The ruling party chairman reiterated Monday his intention to field candidates - even contenders for proportional seats - through the primary, vowing to end the decades-old tradition of a “top-down” nomination system.

At his New Year’s press conference Monday morning to announce his vision for April’s general election, Saenuri Party Chairman Kim Moo-sung stressed that he would continue his experiment to overhaul the conservative ruling party’s nomination system, calling it the “final chapter of political reform and a revolution in our political history.”

The new nomination process, he said, will stop the few powerful people and political factions from influencing candidate selection. “As a result, factionalism will end in Korean politics,” he said.

Aspiring lawmakers as well as candidates running for proportional seats will be selected through a “bottom-up” system, Kim added.

Under the party’s constitution and regulations, applicants seeking to become proportional representatives must undergo certain scrutiny, the chairman said.

A public “jury” will evaluate the candidates to make a fair and transparent selection, he continued.

Until now, the Saenuri leader has been strongly influential in selecting the candidates seeking to become proportional representatives.

Kim said the ruling party will not make a special attempt to recruit new political blood, as the new nomination system would guarantee opportunities for talented individuals.

“Many prominent new political faces already registered as Saenuri Party candidates,” Kim said. “Of the 986 preliminary candidates registered with the National Election Commission as of Sunday, 584 are seeking to run on Saenuri tickets.”

The Saenuri chairman also made clear that loyalists to President Park Geun-hye would not be treated as exceptions in the primaries and expressed displeasure for having been labeled as an adversary of her supporters.

“I was in charge of President Park’s campaign,” Kim said. “It’s wrong to say I am an opponent of her loyalists.”

He also condemned the opposition parties’ attempt to hand out candidacies to prominent figures. “They are flowers in a vase,” Kim said. “But our candidates are alive, growing plants, who have roots in their regions.”

“Persuading someone with no political ambition and nominating them outside a democratic process is ultimately anti-democracy,” Kim said.

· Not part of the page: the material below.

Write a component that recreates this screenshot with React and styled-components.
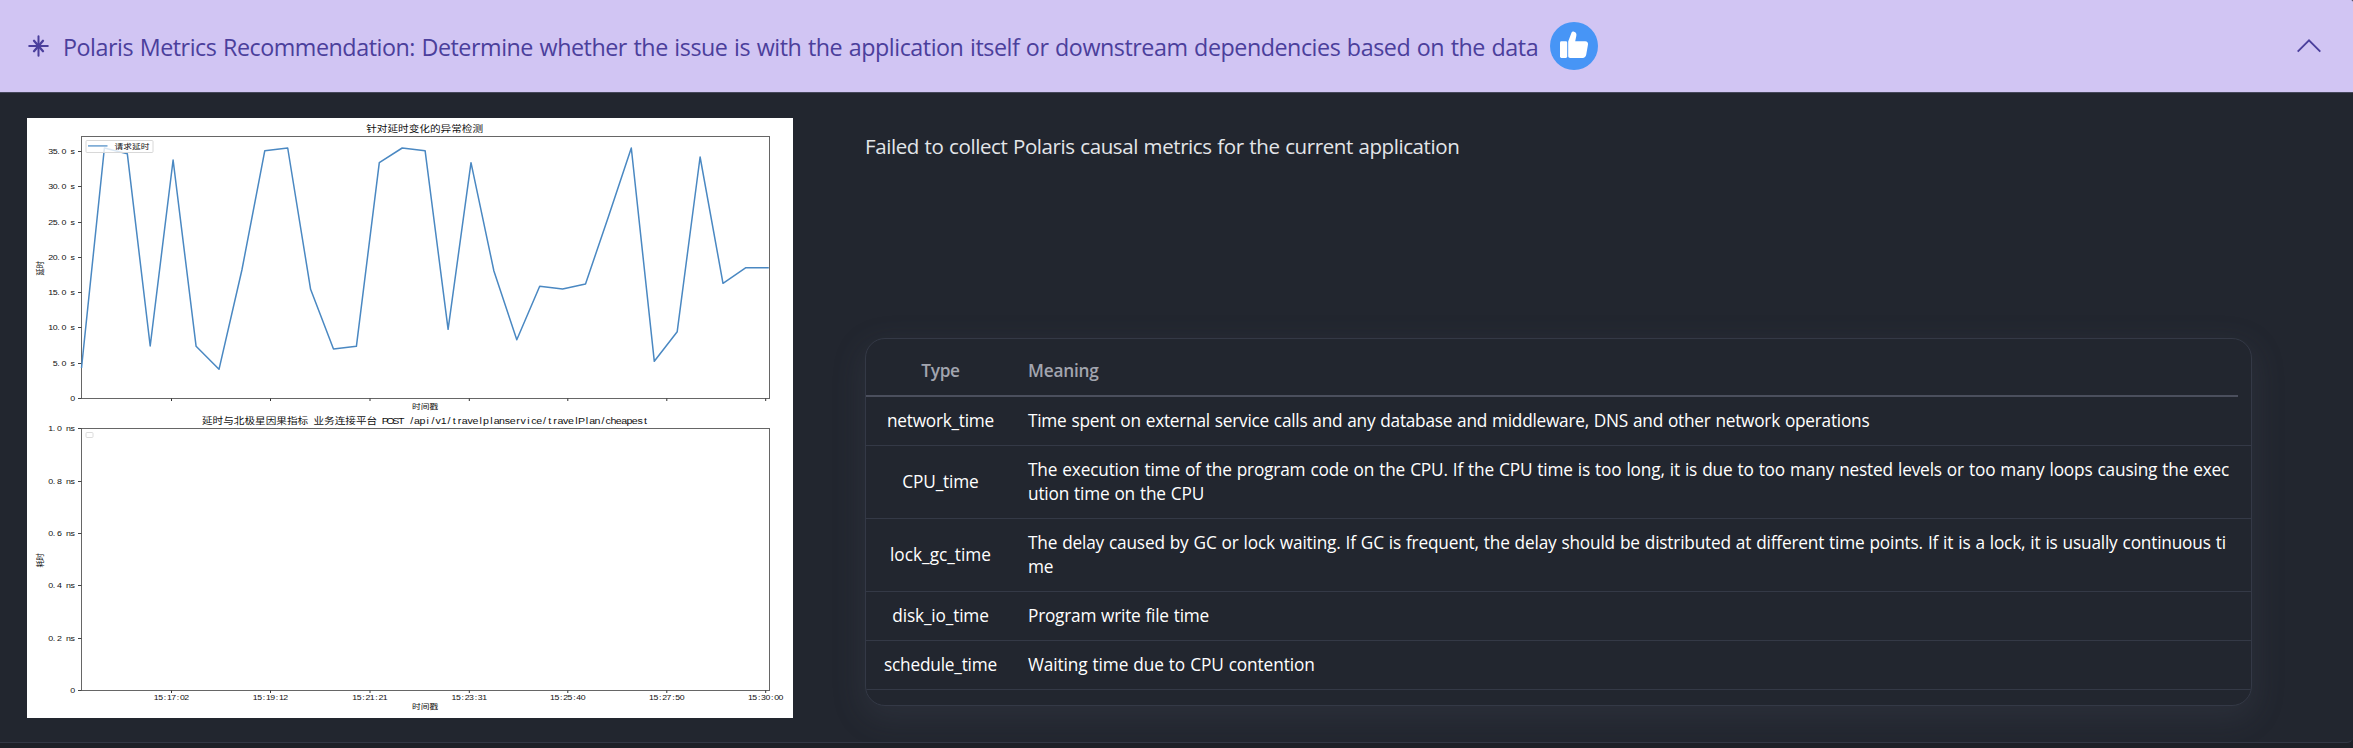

He declared that the party’s goal would be to win 180 seats - the minimum requirement to amend the way bills are processed under the National Assembly Act - criticized as the reason behind the current legislative standstill - adding that the Saenuri had no special election strategy. “Our strategy will be nominating candidates that the voters want through a 100-percent bottom-up nomination system,” he said.

The act engineers the need for compromise into the parliamentary process. A bill can only be put up for a parliamentary vote when three-fifths of lawmakers, or 180, consent to it. It also limits the majority party’s ability to railroad bills through the parliament.

The National Assembly Act as it stands, Kim continued, has paralyzed the legislature by requiring the opposition’s consensus for most bills.

“The Saenuri Party has drafted a revision, and we strongly demand that the National Assembly speaker introduce it for a vote,” he said.